Suppose I conclude a contract about a thing that I wish to acquire—such as a horse—and that I take it immediately into my stable, or otherwise into my possession; then it is mine (vi pacti re initi), and my right is a right in the thing. But if I leave it in the hands of the seller without arranging with him specially in whose physical possession or holding (detentio) this thing shall be before my taking possession of it (apprehensio), and consequently, before the actual change of possession, the horse is not yet mine; and the right which I acquire is only a right against a particular personnamely, the seller of the horse—to be put into possession of the object (poscendi traditionem) as the subjective condition of any use of it at my will. My right is thus only a personal right to demand from the seller the performance of his promise (praestatio) to put me into possession of the thing. Now, if the contract does not contain the condition of delivery at the same time—as a pactum re initum—and consequently an interval of time intervenes between the conclusion of the contract and the taking possession of the object of acquisition, I cannot obtain possession of it during this interval otherwise than by exercising the particular juridical activity called a possessory act (actum possessorium), which constitutes a special contract. This act consists in my saying, “I will send to fetch the horse,” to which the seller has to agree. For it is not self-evident or universally reasonable that any one will take a thing destined for the use of another into his charge at his own risk.
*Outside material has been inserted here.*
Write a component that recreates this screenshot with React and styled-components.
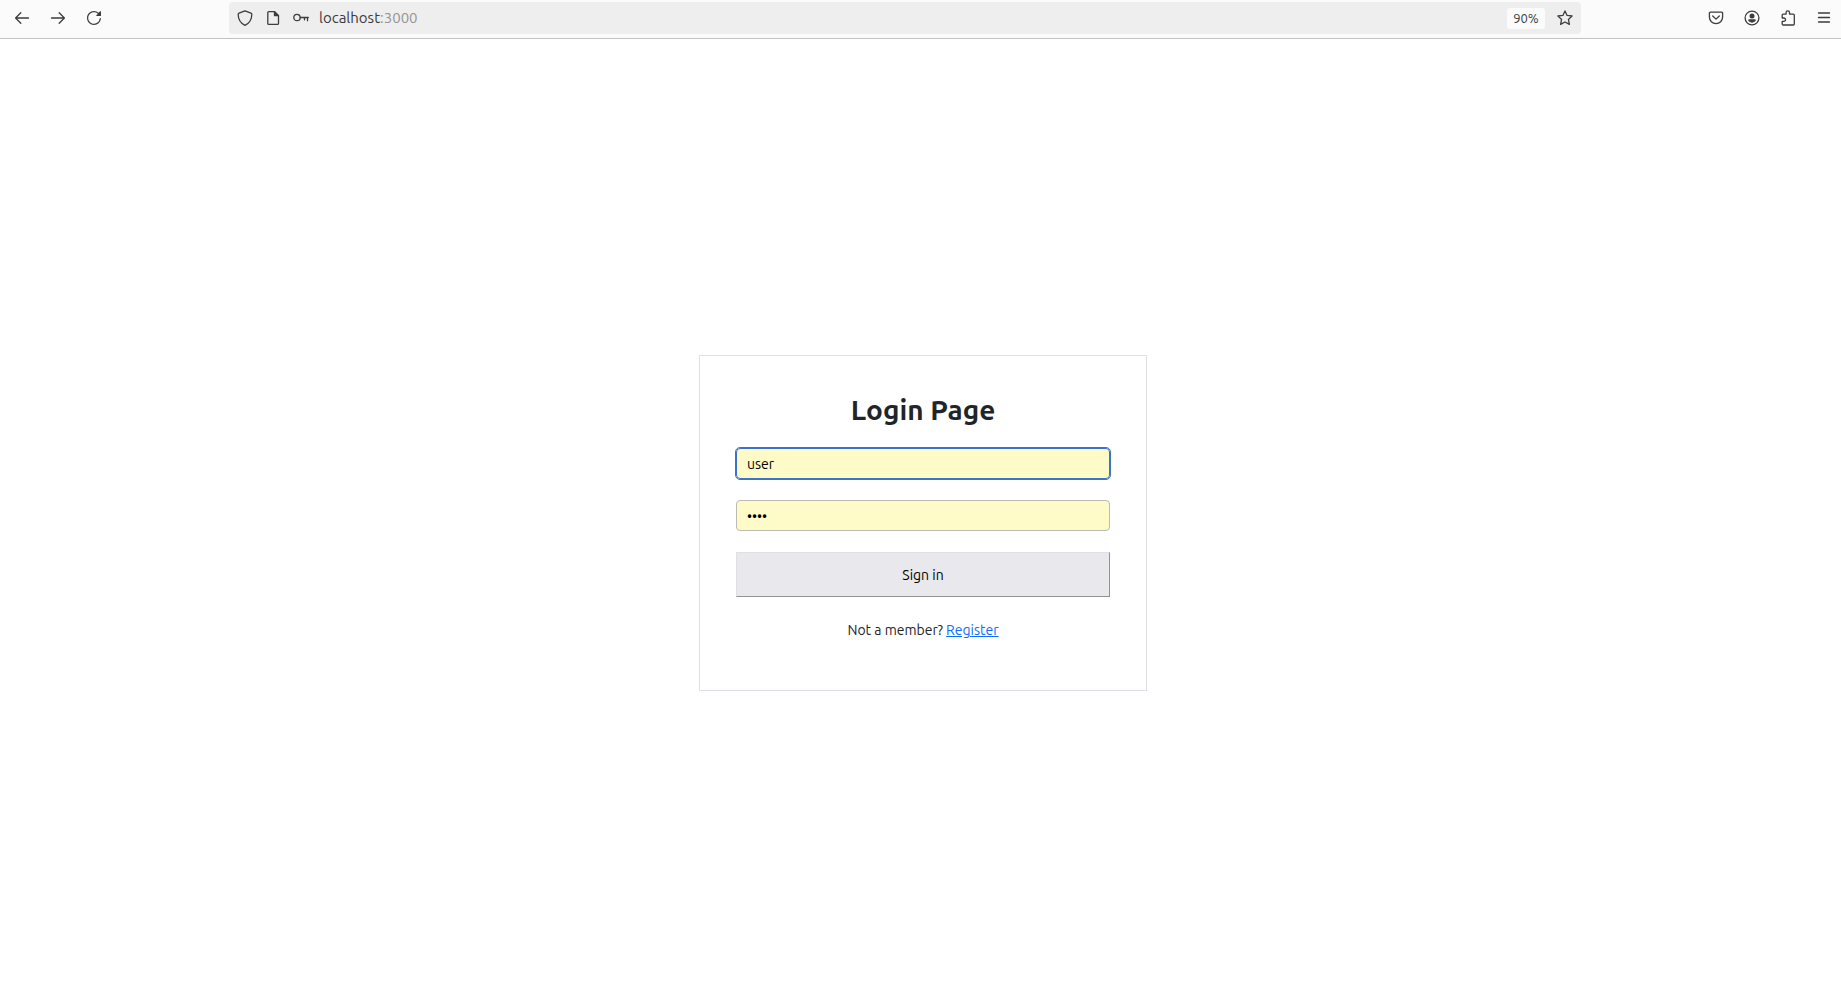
import React from "react";
import styled, { createGlobalStyle } from "styled-components";

const GlobalStyle = createGlobalStyle`
  *, *::before, *::after { box-sizing: border-box; }
  body {
    margin: 0;
    background: #fff;
    color: #212529;
    font-family: Ubuntu, "Noto Sans", sans-serif;
    font-size: 14px;
  }
`;

const Page = styled.div`
  display: flex;
  flex-direction: column;
  min-height: 100vh;
`;

const Toolbar = styled.header`
  display: flex;
  align-items: center;
  height: 39px;
  padding: 0 0 2px 4px;
  background: #fbfbfb;
  border-bottom: 1px solid #c2c2c2;
`;

const ToolGroup = styled.nav`
  display: flex;
  gap: 1px;
`;

const ToolButton = styled.button`
  display: flex;
  align-items: center;
  justify-content: center;
  width: ${(p) => p.$width || 35}px;
  height: 32px;
  padding: 0;
  border: 0;
  border-radius: 4px;
  background: transparent;
  color: #3d3d3d;
`;

const AddressBar = styled.div`
  display: flex;
  align-items: center;
  flex: 1;
  min-width: 0;
  height: 32px;
  margin: 0 117px 0 118px;
  padding: 0 2px;
  border-radius: 4px;
  background: #eeeeee;
`;

const Address = styled.span`
  flex: 1;
  padding-left: 4px;
  color: #3b3b3b;
  font-size: 15px;
  line-height: 20px;
`;

const Port = styled.span`
  color: #959595;
`;

const ZoomButton = styled.button`
  width: 38px;
  height: 21px;
  margin-right: 6px;
  padding: 0;
  border: 0;
  border-radius: 3px;
  background: #fbfbfb;
  color: #3b3b3b;
  font-family: inherit;
  font-size: 13px;
  line-height: 20px;
`;

const Main = styled.main`
  display: flex;
  flex: 1;
  align-items: center;
  justify-content: center;
  padding: 18px 0 0 5px;
`;

const Card = styled.form`
  display: flex;
  flex-direction: column;
  gap: 21px;
  width: 448px;
  padding: 36px;
  border: 1px solid #dee0e6;
`;

const Title = styled.h1`
  margin: 0;
  font-size: 28px;
  font-weight: 600;
  line-height: 35px;
  text-align: center;
`;

const Field = styled.input`
  width: 100%;
  height: 31px;
  padding: 0 10px;
  border: 1px solid ${(p) => (p.$active ? "#3b73ca" : "#babbb2")};
  border-radius: 4px;
  outline: ${(p) => (p.$active ? "1px solid #3b73ca" : "none")};
  background: #fffbc8;
  color: #000;
  font-family: inherit;
  font-size: 14px;
`;

const SubmitButton = styled.button`
  height: 45px;
  padding: 0;
  border: 1px solid;
  border-color: #e0e0e2 #929294 #929294 #e0e0e2;
  background: #e9e9ed;
  color: #000;
  font-family: inherit;
  font-size: 14px;
`;

const Note = styled.p`
  margin: 0 0 12px;
  line-height: 24px;
  text-align: center;
`;

const RegisterLink = styled.a`
  color: #0d6efd;
  text-decoration: underline;
`;

const Svg = styled.svg`
  display: block;
  fill: none;
  stroke: currentColor;
  stroke-width: 1.3;
  stroke-linecap: round;
  stroke-linejoin: round;
`;

const Icon = ({ children }) => (
  <Svg width="16" height="16" viewBox="0 0 16 16" aria-hidden="true">{children}</Svg>
);

const icons = {
  back: <path d="M14.5 8H1.8M6.8 2.8 1.6 8l5.2 5.2" />,
  forward: <path d="M1.5 8h12.7M9.2 2.8 14.4 8l-5.2 5.2" />,
  reload: (
    <path
      fill="currentColor"
      stroke="none"
      d="M10.707 6H14.7l.3-.3V1.707a.5.5 0 0 0-.854-.354l-1.459 1.459A6.95 6.95 0 0 0 8 1C4.141 1 1 4.141 1 8s3.141 7 7 7a6.97 6.97 0 0 0 6.968-6.322.626.626 0 0 0-.562-.682.635.635 0 0 0-.682.562A5.726 5.726 0 0 1 8 13.75c-3.171 0-5.75-2.579-5.75-5.75S4.829 2.25 8 2.25a5.71 5.71 0 0 1 3.805 1.445l-1.451 1.451a.5.5 0 0 0 .353.854z"
    />
  ),
  shield: <path d="M8 .8 14 3.2q.8.3.8 1.1C14.8 9.5 12 13.5 8 15.3 4 13.5 1.2 9.5 1.2 4.3q0-.8.8-1.1Z" />,
  page: (
    <>
      <path d="M3.8 1.6h5.7l4 4v7.8a1 1 0 0 1-1 1H3.8a1 1 0 0 1-1-1V2.6a1 1 0 0 1 1-1Z" />
      <path d="M9.5 1.6v4h4Z" fill="currentColor" />
    </>
  ),
  key: (
    <>
      <circle cx="4" cy="7.5" r="3.2" />
      <path d="M7.3 7.5h8M14.5 7.5v3.2M11.5 7.5v2.3" />
    </>
  ),
  star: <path d="m8 .9 2.1 4.5 5 .6-3.7 3.4 1 5L8 12l-4.4 2.4 1-5L.9 6l5-.6Z" />,
  pocket: (
    <>
      <path d="M2.4 2.1h11.2a1 1 0 0 1 1 1v3.9a6.6 6.6 0 0 1-13.2 0V3.1a1 1 0 0 1 1-1Z" />
      <path d="M4.7 6 8 9.1l3.3-3.1" />
    </>
  ),
  account: (
    <>
      <circle cx="8" cy="8" r="6.9" />
      <circle cx="8" cy="5.9" r="2.5" fill="currentColor" stroke="none" />
      <path d="M5.4 9.3h5.2q1.3 0 1.3 1.3Q10.5 12.7 8 12.7t-3.9-2.1q0-1.3 1.3-1.3Z" fill="currentColor" stroke="none" />
    </>
  ),
  extension: <path d="M2.2 8V5.1a1 1 0 0 1 1-1h2.9V2.5a1.7 1.7 0 0 1 3.4 0v1.6h3.8a1 1 0 0 1 1 1v8.9a1 1 0 0 1-1 1H3.2a1 1 0 0 1-1-1v-2.7h1.7a1.65 1.65 0 0 0 0-3.3Z" />,
  menu: <path d="M2.5 3h11M2.5 7.5h11M2.5 12h11" />,
};

const Tool = ({ label, name, width }) => (
  <ToolButton type="button" aria-label={label} $width={width}>
    <Icon>{icons[name]}</Icon>
  </ToolButton>
);

export default function App() {
  return (
    <Page>
      <GlobalStyle />
      <Toolbar>
        <ToolGroup aria-label="History">
          <Tool label="Back" name="back" />
          <Tool label="Forward" name="forward" />
          <Tool label="Reload" name="reload" />
        </ToolGroup>
        <AddressBar>
          <Tool label="Tracking protection" name="shield" width={28} />
          <Tool label="Site information" name="page" width={28} />
          <Tool label="Saved password" name="key" width={28} />
          <Address>localhost<Port>:3000</Port></Address>
          <ZoomButton type="button" aria-label="Zoom level 90%">90%</ZoomButton>
          <Tool label="Bookmark this page" name="star" width={28} />
        </AddressBar>
        <ToolGroup aria-label="Browser tools">
          <Tool label="Save to Pocket" name="pocket" />
          <Tool label="Account" name="account" />
          <Tool label="Extensions" name="extension" />
          <Tool label="Menu" name="menu" />
        </ToolGroup>
      </Toolbar>
      <Main>
        <Card onSubmit={(e) => e.preventDefault()}>
          <Title>Login Page</Title>
          <Field type="text" aria-label="Username" defaultValue="user" $active />
          <Field type="password" aria-label="Password" defaultValue="user" />
          <SubmitButton type="submit">Sign in</SubmitButton>
          <Note>
            Not a member? <RegisterLink href="#register">Register</RegisterLink>
          </Note>
        </Card>
      </Main>
    </Page>
  );
}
On the contrary, a special contract is necessary for this arrangement, according to which the alienator of a thing continues to be its owner during a certain definite time, and must bear the risk of whatever may happen to it; while the acquirer can only be regarded by the seller as the owner when he has delayed to enter into possession beyond the date at which he agreed to take delivery. Prior to the possessory act, therefore, all that is acquired by the contract is only a personal right; and the acceptor can acquire an external thing only by delivery.